Print all of the lines exactly. Any picture among them stays out.

# Data lines:
-- Begin --
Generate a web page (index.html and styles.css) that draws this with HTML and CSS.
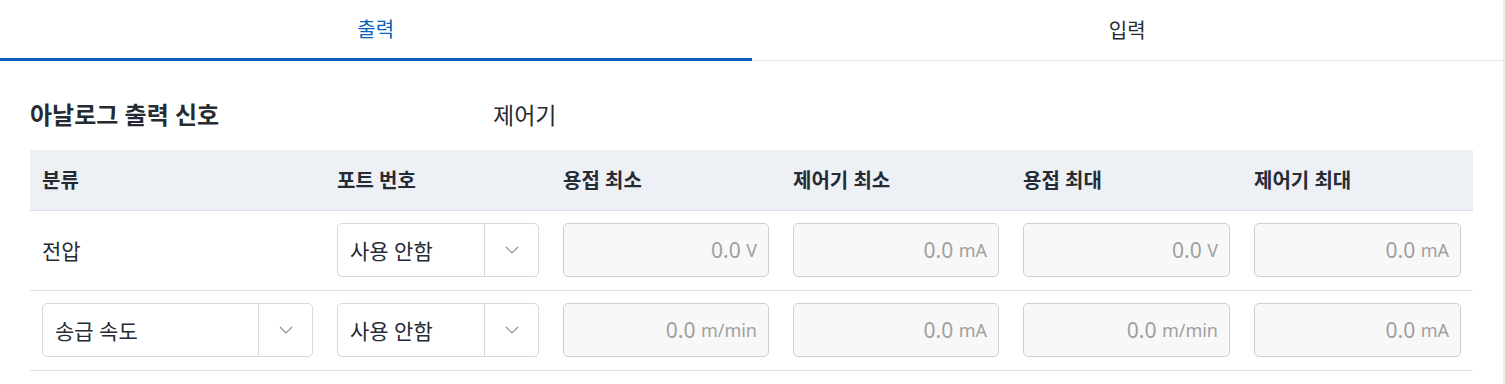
FILE: index.html
```html
<!DOCTYPE html>
<html lang="ko">
<head>
    <meta charset="UTF-8">
    <meta name="viewport" content="width=device-width, initial-scale=1.0">
    <title>아날로그 출력 신호</title>
    <link rel="stylesheet" href="styles.css">
</head>
<body>
    <div class="page">
        <div class="tabs">
            <div class="tab active">출력</div>
            <div class="tab">입력</div>
        </div>

        <div class="content">
            <div class="title-row">
                <h2>아날로그 출력 신호</h2>
                <span class="sub">제어기</span>
            </div>

            <table class="signals">
                <colgroup>
                    <col style="width: 295px">
                    <col style="width: 226px">
                    <col style="width: 230px">
                    <col style="width: 230px">
                    <col style="width: 231px">
                    <col style="width: 231px">
                </colgroup>
                <thead>
                    <tr>
                        <th>분류</th>
                        <th>포트 번호</th>
                        <th>용접 최소</th>
                        <th>제어기 최소</th>
                        <th>용접 최대</th>
                        <th>제어기 최대</th>
                    </tr>
                </thead>
                <tbody>
                    <tr>
                        <td class="label">전압</td>
                        <td>
                            <div class="select">
                                <span class="value">사용 안함</span>
                                <span class="arrow"><svg width="14" height="8" viewBox="0 0 14 8"><path d="M1 1l6 6 6-6" fill="none" stroke="#8a93a3" stroke-width="1.2"/></svg></span>
                            </div>
                        </td>
                        <td><div class="field">0.0 <small>V</small></div></td>
                        <td><div class="field">0.0 <small>mA</small></div></td>
                        <td><div class="field">0.0 <small>V</small></div></td>
                        <td><div class="field">0.0 <small>mA</small></div></td>
                    </tr>
                    <tr>
                        <td>
                            <div class="select">
                                <span class="value">송급 속도</span>
                                <span class="arrow"><svg width="14" height="8" viewBox="0 0 14 8"><path d="M1 1l6 6 6-6" fill="none" stroke="#8a93a3" stroke-width="1.2"/></svg></span>
                            </div>
                        </td>
                        <td>
                            <div class="select">
                                <span class="value">사용 안함</span>
                                <span class="arrow"><svg width="14" height="8" viewBox="0 0 14 8"><path d="M1 1l6 6 6-6" fill="none" stroke="#8a93a3" stroke-width="1.2"/></svg></span>
                            </div>
                        </td>
                        <td><div class="field">0.0 <small>m/min</small></div></td>
                        <td><div class="field">0.0 <small>mA</small></div></td>
                        <td><div class="field">0.0 <small>m/min</small></div></td>
                        <td><div class="field">0.0 <small>mA</small></div></td>
                    </tr>
                </tbody>
            </table>
        </div>
    </div>
</body>
</html>
```

FILE: styles.css
```css
* {
    margin: 0;
    padding: 0;
    box-sizing: border-box;
}

body {
    font-family: "Noto Sans", "Noto Sans CJK KR", sans-serif;
    background: #fff;
    color: #262b33;
}

.page {
    width: 1505px;
    height: 384px;
    border-right: 2px solid #ececf0;
}

.tabs {
    display: flex;
    height: 61px;
    border-bottom: 1px solid #e6e7ee;
}

.tab {
    flex: 1;
    display: flex;
    align-items: center;
    justify-content: center;
    font-size: 20px;
    color: #262b33;
    padding-bottom: 2px;
}

.tab.active {
    color: #0a5fb8;
    border-bottom: 3px solid #005ebd;
    margin-bottom: -1px;
}

.content {
    padding: 0 30px;
}

.title-row {
    display: flex;
    align-items: center;
    height: 89px;
    padding-top: 16px;
}

.title-row h2 {
    font-size: 24px;
    font-weight: 700;
    width: 463px;
    color: #262b33;
}

.title-row .sub {
    font-size: 23px;
    color: #262b33;
}

.signals {
    width: 1443px;
    border-collapse: collapse;
    table-layout: fixed;
}

.signals th {
    background: #edf0f5;
    height: 60px;
    text-align: left;
    font-size: 20px;
    font-weight: 700;
    padding: 0 12px;
    border-bottom: 1px solid #d8dce3;
}

.signals td {
    height: 80px;
    padding: 0 12px;
    border-bottom: 1px solid #dcdfe4;
    font-size: 21px;
}

.select {
    display: flex;
    height: 54px;
    border: 1px solid #d5d9e0;
    border-radius: 5px;
    background: #fff;
}

.select .value {
    flex: 1;
    display: flex;
    align-items: center;
    padding-left: 12px;
    font-size: 21px;
}

.select .arrow {
    width: 54px;
    display: flex;
    align-items: center;
    justify-content: center;
    border-left: 1px solid #d5d9e0;
}

.field {
    height: 54px;
    border: 1px solid #cfcfcf;
    border-radius: 5px;
    background: #f8f8f8;
    color: #a0a0a0;
    font-size: 21px;
    display: flex;
    align-items: center;
    justify-content: flex-end;
    padding-right: 11px;
    white-space: pre;
}

.field small {
    font-size: 18px;
}
```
-- End --
# Full answer:
Generate a web page (index.html and styles.css) that draws this with HTML and CSS.
FILE: index.html
```html
<!DOCTYPE html>
<html lang="ko">
<head>
    <meta charset="UTF-8">
    <meta name="viewport" content="width=device-width, initial-scale=1.0">
    <title>아날로그 출력 신호</title>
    <link rel="stylesheet" href="styles.css">
</head>
<body>
    <div class="page">
        <div class="tabs">
            <div class="tab active">출력</div>
            <div class="tab">입력</div>
        </div>

        <div class="content">
            <div class="title-row">
                <h2>아날로그 출력 신호</h2>
                <span class="sub">제어기</span>
            </div>

            <table class="signals">
                <colgroup>
                    <col style="width: 295px">
                    <col style="width: 226px">
                    <col style="width: 230px">
                    <col style="width: 230px">
                    <col style="width: 231px">
                    <col style="width: 231px">
                </colgroup>
                <thead>
                    <tr>
                        <th>분류</th>
                        <th>포트 번호</th>
                        <th>용접 최소</th>
                        <th>제어기 최소</th>
                        <th>용접 최대</th>
                        <th>제어기 최대</th>
                    </tr>
                </thead>
                <tbody>
                    <tr>
                        <td class="label">전압</td>
                        <td>
                            <div class="select">
                                <span class="value">사용 안함</span>
                                <span class="arrow"><svg width="14" height="8" viewBox="0 0 14 8"><path d="M1 1l6 6 6-6" fill="none" stroke="#8a93a3" stroke-width="1.2"/></svg></span>
                            </div>
                        </td>
                        <td><div class="field">0.0 <small>V</small></div></td>
                        <td><div class="field">0.0 <small>mA</small></div></td>
                        <td><div class="field">0.0 <small>V</small></div></td>
                        <td><div class="field">0.0 <small>mA</small></div></td>
                    </tr>
                    <tr>
                        <td>
                            <div class="select">
                                <span class="value">송급 속도</span>
                                <span class="arrow"><svg width="14" height="8" viewBox="0 0 14 8"><path d="M1 1l6 6 6-6" fill="none" stroke="#8a93a3" stroke-width="1.2"/></svg></span>
                            </div>
                        </td>
                        <td>
                            <div class="select">
                                <span class="value">사용 안함</span>
                                <span class="arrow"><svg width="14" height="8" viewBox="0 0 14 8"><path d="M1 1l6 6 6-6" fill="none" stroke="#8a93a3" stroke-width="1.2"/></svg></span>
                            </div>
                        </td>
                        <td><div class="field">0.0 <small>m/min</small></div></td>
                        <td><div class="field">0.0 <small>mA</small></div></td>
                        <td><div class="field">0.0 <small>m/min</small></div></td>
                        <td><div class="field">0.0 <small>mA</small></div></td>
                    </tr>
                </tbody>
            </table>
        </div>
    </div>
</body>
</html>
```

FILE: styles.css
```css
* {
    margin: 0;
    padding: 0;
    box-sizing: border-box;
}

body {
    font-family: "Noto Sans", "Noto Sans CJK KR", sans-serif;
    background: #fff;
    color: #262b33;
}

.page {
    width: 1505px;
    height: 384px;
    border-right: 2px solid #ececf0;
}

.tabs {
    display: flex;
    height: 61px;
    border-bottom: 1px solid #e6e7ee;
}

.tab {
    flex: 1;
    display: flex;
    align-items: center;
    justify-content: center;
    font-size: 20px;
    color: #262b33;
    padding-bottom: 2px;
}

.tab.active {
    color: #0a5fb8;
    border-bottom: 3px solid #005ebd;
    margin-bottom: -1px;
}

.content {
    padding: 0 30px;
}

.title-row {
    display: flex;
    align-items: center;
    height: 89px;
    padding-top: 16px;
}

.title-row h2 {
    font-size: 24px;
    font-weight: 700;
    width: 463px;
    color: #262b33;
}

.title-row .sub {
    font-size: 23px;
    color: #262b33;
}

.signals {
    width: 1443px;
    border-collapse: collapse;
    table-layout: fixed;
}

.signals th {
    background: #edf0f5;
    height: 60px;
    text-align: left;
    font-size: 20px;
    font-weight: 700;
    padding: 0 12px;
    border-bottom: 1px solid #d8dce3;
}

.signals td {
    height: 80px;
    padding: 0 12px;
    border-bottom: 1px solid #dcdfe4;
    font-size: 21px;
}

.select {
    display: flex;
    height: 54px;
    border: 1px solid #d5d9e0;
    border-radius: 5px;
    background: #fff;
}

.select .value {
    flex: 1;
    display: flex;
    align-items: center;
    padding-left: 12px;
    font-size: 21px;
}

.select .arrow {
    width: 54px;
    display: flex;
    align-items: center;
    justify-content: center;
    border-left: 1px solid #d5d9e0;
}

.field {
    height: 54px;
    border: 1px solid #cfcfcf;
    border-radius: 5px;
    background: #f8f8f8;
    color: #a0a0a0;
    font-size: 21px;
    display: flex;
    align-items: center;
    justify-content: flex-end;
    padding-right: 11px;
    white-space: pre;
}

.field small {
    font-size: 18px;
}
```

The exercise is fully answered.